Quant aux gens que j’accuse, je ne les connais pas, je ne les ai jamais vus, je n’ai contre eux ni rancune ni haine. Ils ne sont pour moi que des entités, des esprits de malfaisance sociale. Et l’acte que j’accomplis ici n’est qu’un moyen révolutionnaire pour hâter l’explosion de la vérité et de la justice.

Je n’ai qu’une passion, celle de la lumière, au nom de l’humanité qui a tant souffert et qui a droit au bonheur. Ma protestation enflammée n’est que le cri de mon âme. Qu’on ose donc me traduire en cour d’assises et que l’enquête ait lieu au grand jour !

J’attends.

Veuillez agréer, Monsieur le Président, l’assurance de mon profond respect.

EMILE ZOLA

(1)   et (2) Journaux antidreyfusards

 

Questions

1)      De quelle manière Zola formule-t-il ses accusations ? Relevez contre qui, précisément, se dirigent ses attaques. Que constatez-vous ?

2)      Dans quelle mesure peut-on dire que Zola sait ce qu’il fait ?

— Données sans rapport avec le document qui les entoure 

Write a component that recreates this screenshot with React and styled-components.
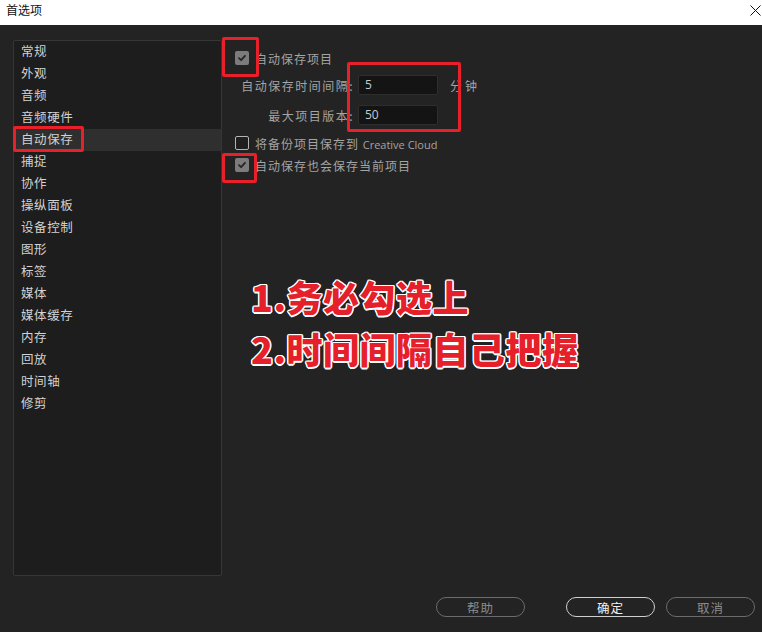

3)      Quelles sont les raisons de son combat ?

 

Document complémentaire 3  Boris Vian, Le déserteur. 1953.

Boris Vian 1920-1959

Boris Vian 1920-1959

Une première version du Déserteur, dite « pacifiste » a été d’abord interprétée par le chanteur Mouloudji en Mai 1954, le jour même de la bataille de Dien Bien Phu qui marque la fin de la guerre d’Indochine. Elle sera immédiatement interdite de diffusion radio et de vente.

 

Le Déserteur

 

Monsieur le Président
Je vous fais une lettre
Que vous lirez peut-être
Si vous avez le temps
Je viens de recevoir
Mes papiers militaires
Pour partir à la guerre
Avant mercredi soir
Monsieur le Président
Je ne veux pas la faire
Je ne suis pas sur terre
Pour tuer des pauvres gens
C’est pas pour vous fâcher
Il faut que je vous dise
Ma décision est prise
Je m’en vais déserter

Depuis que je suis né
J’ai vu mourir mon père
J’ai vu partir mes frères
Et pleurer mes enfants
Ma mère a tant souffert
Elle est dedans sa tombe
Et se moque des bombes
Et se moque des vers
Quand j’étais prisonnier
On m’a volé ma femme
On m’a volé mon âme
Et tout mon cher passé
Demain de bon matin
Je fermerai ma porte
Au nez des années mortes
J’irai sur les chemins

Je mendierai ma vie
Sur les routes de France
De Bretagne en Provence
Et je dirai aux gens:
Refusez d’obéir
Refusez de la faire
N’allez pas à la guerre
Refusez de partir
S’il faut donner son sang
Allez donner le vôtre
Vous êtes bon apôtre
Monsieur le Président
Si vous me poursuivez
Prévenez vos gendarmes
Que je n’aurai pas d’armes
Et qu’ils pourront tirer

Chanson de Boris Vian  1953

 

Questions

1)      Déterminez la situation d’énonciation de ce texte.

2)      A quel moment a lieu un changement de destinataire ? A qui s’adresse alors le poète ? Quelle figure de style souligne le message ?

3)      Quelles sont les motivations du locuteur ? Repérez ses arguments.